Keep only the lines that hold the string "screenshot", filtering out the rest of the entries below.

— Begin DATA EXTRACT —

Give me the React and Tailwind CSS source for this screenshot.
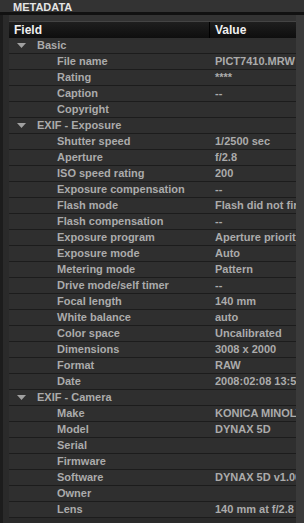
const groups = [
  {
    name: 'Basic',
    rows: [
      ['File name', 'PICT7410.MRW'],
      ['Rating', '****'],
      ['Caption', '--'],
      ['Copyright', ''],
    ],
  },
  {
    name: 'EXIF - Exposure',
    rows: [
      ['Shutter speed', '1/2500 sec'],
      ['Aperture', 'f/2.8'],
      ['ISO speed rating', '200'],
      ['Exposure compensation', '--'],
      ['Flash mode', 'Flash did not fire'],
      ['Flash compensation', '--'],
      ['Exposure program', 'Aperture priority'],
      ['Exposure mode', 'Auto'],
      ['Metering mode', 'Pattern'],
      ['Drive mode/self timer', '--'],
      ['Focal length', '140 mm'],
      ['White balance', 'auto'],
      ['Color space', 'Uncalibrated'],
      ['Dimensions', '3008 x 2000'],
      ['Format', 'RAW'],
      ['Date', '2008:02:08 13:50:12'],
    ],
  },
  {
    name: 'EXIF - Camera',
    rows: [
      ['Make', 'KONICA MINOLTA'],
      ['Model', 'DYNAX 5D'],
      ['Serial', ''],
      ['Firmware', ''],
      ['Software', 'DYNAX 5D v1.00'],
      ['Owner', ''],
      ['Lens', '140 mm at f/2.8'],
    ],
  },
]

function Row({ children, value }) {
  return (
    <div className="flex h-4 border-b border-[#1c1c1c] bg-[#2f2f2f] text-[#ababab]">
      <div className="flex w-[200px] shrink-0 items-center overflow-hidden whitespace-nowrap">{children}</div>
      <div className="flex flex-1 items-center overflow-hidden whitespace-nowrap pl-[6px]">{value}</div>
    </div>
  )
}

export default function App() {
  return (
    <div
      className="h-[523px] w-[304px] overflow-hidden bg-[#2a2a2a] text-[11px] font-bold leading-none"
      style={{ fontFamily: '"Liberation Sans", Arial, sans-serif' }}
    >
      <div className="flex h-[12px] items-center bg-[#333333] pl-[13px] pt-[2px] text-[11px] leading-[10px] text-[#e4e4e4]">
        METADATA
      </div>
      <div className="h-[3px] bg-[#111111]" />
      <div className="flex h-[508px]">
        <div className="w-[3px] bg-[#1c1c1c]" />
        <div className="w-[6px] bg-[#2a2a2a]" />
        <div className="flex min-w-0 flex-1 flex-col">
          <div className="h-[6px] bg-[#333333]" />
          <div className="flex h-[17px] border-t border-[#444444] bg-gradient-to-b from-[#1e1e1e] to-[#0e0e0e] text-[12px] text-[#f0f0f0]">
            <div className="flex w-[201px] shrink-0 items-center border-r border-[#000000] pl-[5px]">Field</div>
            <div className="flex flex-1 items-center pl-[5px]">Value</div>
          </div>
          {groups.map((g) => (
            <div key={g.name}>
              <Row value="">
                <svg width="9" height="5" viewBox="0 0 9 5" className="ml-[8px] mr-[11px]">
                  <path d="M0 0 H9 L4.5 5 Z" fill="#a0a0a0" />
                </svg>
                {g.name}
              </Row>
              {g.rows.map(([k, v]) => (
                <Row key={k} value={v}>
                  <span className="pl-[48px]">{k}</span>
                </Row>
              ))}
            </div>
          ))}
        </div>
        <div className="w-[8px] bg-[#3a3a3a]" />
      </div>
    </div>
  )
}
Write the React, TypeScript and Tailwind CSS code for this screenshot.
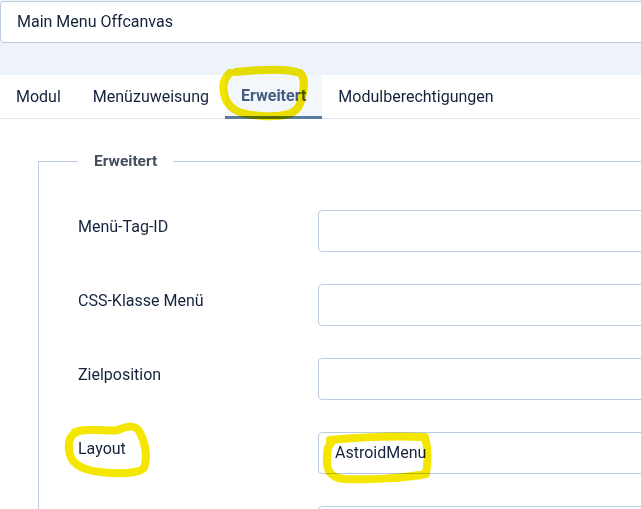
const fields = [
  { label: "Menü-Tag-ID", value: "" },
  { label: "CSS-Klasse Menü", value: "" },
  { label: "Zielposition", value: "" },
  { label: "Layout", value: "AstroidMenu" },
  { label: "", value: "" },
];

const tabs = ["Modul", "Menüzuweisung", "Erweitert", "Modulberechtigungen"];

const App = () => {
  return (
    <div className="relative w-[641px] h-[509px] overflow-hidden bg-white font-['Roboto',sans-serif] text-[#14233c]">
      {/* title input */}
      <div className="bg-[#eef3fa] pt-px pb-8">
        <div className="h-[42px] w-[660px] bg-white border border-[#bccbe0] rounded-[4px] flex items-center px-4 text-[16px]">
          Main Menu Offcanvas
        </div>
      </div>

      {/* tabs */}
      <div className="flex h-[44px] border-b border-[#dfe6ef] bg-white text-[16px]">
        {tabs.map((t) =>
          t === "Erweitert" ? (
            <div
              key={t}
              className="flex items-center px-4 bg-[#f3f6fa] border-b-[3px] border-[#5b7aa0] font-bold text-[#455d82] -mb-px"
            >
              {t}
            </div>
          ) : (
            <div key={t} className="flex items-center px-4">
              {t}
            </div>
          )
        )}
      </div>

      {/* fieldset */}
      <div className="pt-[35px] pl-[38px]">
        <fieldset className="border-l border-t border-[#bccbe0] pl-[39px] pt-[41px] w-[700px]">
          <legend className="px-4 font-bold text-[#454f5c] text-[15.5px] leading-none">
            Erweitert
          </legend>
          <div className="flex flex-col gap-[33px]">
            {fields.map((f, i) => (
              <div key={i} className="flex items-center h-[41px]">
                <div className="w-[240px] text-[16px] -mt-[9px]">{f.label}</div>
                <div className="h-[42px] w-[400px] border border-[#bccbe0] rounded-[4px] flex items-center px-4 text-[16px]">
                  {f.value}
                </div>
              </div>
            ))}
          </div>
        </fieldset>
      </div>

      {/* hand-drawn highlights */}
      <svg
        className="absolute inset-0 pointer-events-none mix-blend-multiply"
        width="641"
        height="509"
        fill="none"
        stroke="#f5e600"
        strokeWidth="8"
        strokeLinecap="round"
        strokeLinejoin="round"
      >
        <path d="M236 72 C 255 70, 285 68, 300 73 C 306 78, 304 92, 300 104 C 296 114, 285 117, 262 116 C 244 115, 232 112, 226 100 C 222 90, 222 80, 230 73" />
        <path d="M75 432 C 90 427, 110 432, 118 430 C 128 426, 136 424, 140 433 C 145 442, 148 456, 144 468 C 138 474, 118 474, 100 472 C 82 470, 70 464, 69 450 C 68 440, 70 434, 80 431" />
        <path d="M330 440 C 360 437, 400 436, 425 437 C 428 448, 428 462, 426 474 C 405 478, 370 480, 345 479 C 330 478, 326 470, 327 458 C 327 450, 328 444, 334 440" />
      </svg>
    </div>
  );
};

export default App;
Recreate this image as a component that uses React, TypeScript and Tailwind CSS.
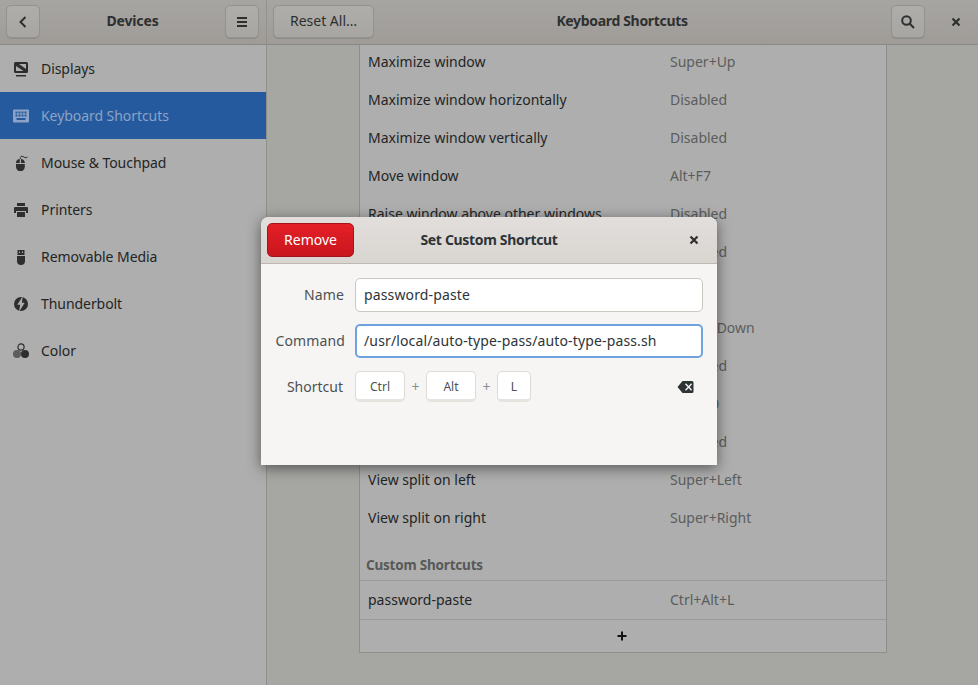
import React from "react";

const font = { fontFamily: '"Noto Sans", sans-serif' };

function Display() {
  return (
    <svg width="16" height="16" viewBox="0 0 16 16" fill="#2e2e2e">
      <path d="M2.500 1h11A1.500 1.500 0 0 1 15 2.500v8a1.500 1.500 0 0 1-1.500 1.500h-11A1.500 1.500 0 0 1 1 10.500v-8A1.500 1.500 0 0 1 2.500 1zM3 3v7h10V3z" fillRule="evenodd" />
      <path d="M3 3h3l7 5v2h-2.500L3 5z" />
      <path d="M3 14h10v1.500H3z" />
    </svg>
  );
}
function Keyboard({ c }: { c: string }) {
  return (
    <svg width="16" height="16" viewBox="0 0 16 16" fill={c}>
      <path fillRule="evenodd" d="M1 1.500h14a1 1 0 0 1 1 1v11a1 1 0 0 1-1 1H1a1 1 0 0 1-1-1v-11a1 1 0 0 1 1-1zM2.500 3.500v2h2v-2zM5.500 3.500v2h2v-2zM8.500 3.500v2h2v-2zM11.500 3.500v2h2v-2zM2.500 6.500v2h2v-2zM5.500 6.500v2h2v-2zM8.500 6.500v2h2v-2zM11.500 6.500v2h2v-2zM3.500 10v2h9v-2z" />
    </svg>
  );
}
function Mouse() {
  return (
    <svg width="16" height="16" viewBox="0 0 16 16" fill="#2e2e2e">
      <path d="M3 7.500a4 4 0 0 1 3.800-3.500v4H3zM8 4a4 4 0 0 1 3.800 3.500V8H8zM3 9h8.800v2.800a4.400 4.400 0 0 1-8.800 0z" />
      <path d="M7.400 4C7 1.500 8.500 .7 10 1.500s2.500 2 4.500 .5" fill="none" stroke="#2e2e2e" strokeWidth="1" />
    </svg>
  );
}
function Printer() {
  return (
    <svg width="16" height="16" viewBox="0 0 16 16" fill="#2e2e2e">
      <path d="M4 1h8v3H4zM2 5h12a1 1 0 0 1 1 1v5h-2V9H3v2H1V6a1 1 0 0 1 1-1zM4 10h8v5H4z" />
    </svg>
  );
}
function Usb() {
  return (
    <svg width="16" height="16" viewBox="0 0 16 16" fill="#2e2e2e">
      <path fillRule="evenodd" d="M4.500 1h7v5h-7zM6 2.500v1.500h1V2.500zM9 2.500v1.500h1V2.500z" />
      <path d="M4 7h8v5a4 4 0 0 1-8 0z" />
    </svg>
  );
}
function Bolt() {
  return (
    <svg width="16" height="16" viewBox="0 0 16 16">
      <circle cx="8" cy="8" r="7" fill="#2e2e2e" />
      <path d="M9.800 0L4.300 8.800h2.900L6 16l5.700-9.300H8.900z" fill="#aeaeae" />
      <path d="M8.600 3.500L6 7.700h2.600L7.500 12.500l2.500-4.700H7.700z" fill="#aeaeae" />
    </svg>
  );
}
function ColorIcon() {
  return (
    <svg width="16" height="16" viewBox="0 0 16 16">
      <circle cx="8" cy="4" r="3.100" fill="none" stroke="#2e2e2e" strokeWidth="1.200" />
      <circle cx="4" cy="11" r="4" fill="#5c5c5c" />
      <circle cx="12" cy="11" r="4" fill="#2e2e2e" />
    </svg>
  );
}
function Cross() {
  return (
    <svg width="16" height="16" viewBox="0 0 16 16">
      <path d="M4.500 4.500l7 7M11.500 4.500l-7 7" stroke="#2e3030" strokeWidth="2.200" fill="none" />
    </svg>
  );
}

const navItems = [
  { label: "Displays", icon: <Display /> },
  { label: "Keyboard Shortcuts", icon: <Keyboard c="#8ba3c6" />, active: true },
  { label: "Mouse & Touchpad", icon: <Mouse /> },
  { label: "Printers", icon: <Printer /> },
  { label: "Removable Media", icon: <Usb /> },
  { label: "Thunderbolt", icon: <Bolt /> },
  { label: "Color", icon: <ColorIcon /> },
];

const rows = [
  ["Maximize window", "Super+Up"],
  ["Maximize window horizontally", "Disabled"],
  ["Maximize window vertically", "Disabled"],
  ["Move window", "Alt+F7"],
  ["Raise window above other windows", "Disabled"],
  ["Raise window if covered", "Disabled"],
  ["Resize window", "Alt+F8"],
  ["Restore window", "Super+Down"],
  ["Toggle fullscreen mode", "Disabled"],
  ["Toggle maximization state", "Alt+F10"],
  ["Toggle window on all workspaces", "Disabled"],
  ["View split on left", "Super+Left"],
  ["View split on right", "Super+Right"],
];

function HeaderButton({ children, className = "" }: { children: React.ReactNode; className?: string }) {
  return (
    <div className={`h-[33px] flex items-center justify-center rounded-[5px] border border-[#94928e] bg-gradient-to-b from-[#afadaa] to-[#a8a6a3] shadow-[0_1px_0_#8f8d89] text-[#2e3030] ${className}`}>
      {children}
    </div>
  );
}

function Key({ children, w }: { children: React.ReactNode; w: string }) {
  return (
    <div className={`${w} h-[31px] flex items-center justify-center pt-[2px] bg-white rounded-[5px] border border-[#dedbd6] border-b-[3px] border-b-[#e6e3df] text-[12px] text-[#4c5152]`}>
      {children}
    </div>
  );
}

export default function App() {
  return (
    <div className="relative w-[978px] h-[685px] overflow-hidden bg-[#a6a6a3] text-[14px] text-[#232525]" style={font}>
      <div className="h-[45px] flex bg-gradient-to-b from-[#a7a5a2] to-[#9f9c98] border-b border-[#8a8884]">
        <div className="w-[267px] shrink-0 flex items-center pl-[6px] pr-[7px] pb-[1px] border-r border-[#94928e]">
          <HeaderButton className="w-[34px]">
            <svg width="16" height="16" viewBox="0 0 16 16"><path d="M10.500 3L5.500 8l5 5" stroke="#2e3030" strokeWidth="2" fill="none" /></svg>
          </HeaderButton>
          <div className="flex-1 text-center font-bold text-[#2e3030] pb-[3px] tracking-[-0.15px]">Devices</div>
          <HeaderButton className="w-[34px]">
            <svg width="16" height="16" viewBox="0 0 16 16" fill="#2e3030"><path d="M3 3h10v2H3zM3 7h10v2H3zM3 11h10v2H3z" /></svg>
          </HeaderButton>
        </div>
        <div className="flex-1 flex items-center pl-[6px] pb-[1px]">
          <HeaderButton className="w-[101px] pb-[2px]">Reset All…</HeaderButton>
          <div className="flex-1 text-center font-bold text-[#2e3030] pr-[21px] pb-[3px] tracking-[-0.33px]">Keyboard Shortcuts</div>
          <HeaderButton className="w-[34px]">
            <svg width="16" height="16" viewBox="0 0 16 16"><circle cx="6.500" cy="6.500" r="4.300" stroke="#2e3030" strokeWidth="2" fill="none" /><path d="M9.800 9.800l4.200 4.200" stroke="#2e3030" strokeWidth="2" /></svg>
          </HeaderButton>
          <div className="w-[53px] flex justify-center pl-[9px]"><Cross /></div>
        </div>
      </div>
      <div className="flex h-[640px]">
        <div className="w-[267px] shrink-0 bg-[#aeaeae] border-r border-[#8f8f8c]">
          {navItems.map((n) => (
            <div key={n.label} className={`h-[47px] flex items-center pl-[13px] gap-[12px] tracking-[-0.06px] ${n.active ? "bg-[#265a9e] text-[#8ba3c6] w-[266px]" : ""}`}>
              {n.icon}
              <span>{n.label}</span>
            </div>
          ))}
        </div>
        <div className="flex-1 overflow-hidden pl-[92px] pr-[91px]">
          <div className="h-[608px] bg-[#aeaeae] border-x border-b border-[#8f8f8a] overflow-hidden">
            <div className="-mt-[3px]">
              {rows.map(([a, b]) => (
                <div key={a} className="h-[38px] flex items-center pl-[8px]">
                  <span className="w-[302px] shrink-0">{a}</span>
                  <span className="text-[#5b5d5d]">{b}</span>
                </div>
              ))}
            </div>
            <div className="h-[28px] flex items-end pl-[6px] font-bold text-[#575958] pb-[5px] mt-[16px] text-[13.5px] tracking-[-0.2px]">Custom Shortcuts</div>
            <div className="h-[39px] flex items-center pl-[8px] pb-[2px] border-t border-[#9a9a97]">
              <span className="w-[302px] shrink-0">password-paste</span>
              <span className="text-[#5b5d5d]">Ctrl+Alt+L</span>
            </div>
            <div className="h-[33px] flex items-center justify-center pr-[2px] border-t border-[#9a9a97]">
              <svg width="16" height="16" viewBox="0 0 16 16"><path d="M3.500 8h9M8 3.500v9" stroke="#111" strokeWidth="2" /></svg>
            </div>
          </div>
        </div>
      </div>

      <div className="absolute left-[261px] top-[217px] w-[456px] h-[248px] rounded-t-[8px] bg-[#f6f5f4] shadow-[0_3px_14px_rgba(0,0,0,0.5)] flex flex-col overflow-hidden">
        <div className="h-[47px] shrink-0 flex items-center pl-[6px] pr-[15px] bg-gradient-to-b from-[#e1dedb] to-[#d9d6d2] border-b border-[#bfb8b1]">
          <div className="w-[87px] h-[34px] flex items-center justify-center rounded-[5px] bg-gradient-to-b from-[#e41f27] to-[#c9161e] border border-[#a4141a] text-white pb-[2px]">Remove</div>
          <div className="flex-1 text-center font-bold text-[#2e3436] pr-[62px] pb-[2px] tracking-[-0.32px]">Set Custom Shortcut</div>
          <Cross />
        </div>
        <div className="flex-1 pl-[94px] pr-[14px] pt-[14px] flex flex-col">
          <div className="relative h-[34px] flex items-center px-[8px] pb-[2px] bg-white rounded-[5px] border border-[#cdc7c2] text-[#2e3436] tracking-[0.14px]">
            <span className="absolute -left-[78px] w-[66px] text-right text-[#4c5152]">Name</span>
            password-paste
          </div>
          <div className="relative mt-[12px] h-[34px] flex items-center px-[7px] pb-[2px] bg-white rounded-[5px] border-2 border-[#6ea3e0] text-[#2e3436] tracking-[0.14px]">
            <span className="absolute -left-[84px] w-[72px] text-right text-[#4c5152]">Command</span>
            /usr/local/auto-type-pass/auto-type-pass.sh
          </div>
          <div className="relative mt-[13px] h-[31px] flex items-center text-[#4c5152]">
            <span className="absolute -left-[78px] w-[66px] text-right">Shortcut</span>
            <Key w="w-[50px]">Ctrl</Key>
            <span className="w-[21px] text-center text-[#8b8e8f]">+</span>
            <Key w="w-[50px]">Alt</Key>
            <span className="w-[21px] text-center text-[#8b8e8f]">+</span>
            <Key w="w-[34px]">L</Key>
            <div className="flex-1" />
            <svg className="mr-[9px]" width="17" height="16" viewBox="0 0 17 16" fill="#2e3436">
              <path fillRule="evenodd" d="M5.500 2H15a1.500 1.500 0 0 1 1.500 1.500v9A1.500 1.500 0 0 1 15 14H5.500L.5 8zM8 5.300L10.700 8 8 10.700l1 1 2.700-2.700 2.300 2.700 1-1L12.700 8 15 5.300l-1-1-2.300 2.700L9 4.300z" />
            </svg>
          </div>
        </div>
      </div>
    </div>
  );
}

— End DATA EXTRACT —

[RESULT OF THE EXERCISE]
Give me the React and Tailwind CSS source for this screenshot.
Write the React, TypeScript and Tailwind CSS code for this screenshot.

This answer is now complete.